Home prices and mortgage rates aren’t the only housing-related expenses on the rise.
Over the past decade, Homeowners Association (HOA) fees have been increasing at a pace almost twice as fast as home prices, according to a recent Trulia report.
HOA fees—imposed to maintain and repair shared property and responsibilities such as trash removal and swimming pool maintenance — jumped to $331 a month on average in 2015. That’s almost 32% higher than a decade earlier.
Where you’ll find the highest fees
Costs range by region with New York ($571 per month), Long Island ($498) and San Francisco ($463) being the most expensive among the 50 largest metro areas.
You’ll pay the lowest HOA fees in Nashville ($194), Las Vegas ($198) and Indianapolis ($213).
In terms of where you’ll run into these fees, Florida cities have the highest percentage of homes that charge an HOA — nearly a third of homes in Fort Lauderdale do. By contrast, only 1% of homes in Fort Worth and San Antonio assess such fees.
What’s causing the jump?
Homes are just getting older and are more costly to maintain. The average age of an owner-occupied home, per Trulia and the Census Bureau, rose to 41 years-old in 2015. That’s up six years over the past decade.
“Older buildings tend to require higher HOA fees, and the aging of the HOA housing stock may explain the steady increase in HOA fees even throughout the crisis,” according to the report.
Maintenance costs aren’t the only thing rising. The interest on a 30-year fixed-rate mortgage hit 4.2% , almost three-quarters of a percentage point higher than November.
With the Fed raising short-term borrowing rates for a second time in three months, and investors fleeing safe 10-year Treasuries in favor of higher yielding stocks as the economy continues to hum, mortgage rates will likely continue to rise.

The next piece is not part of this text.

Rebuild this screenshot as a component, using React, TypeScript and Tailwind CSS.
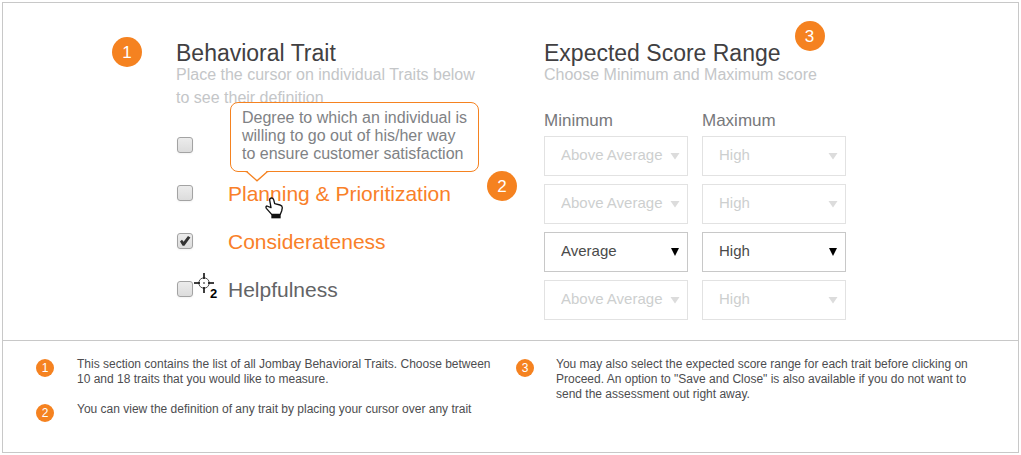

Even if rates continue to rise, they’ll still be historically low. And that’s one reason why home prices have gained in recent months, up 5.8% year-over-year, according to the S&P/Case-Shiller U.S. National Home Price Index.
Another reason? There’s just not that many homes. There’s only a 3.6 month supply of homes to sell, and new home sales still lag behind historic norms.
And with fewer new homes on the market, it’ll be more expensive to preserve the one you’ve got.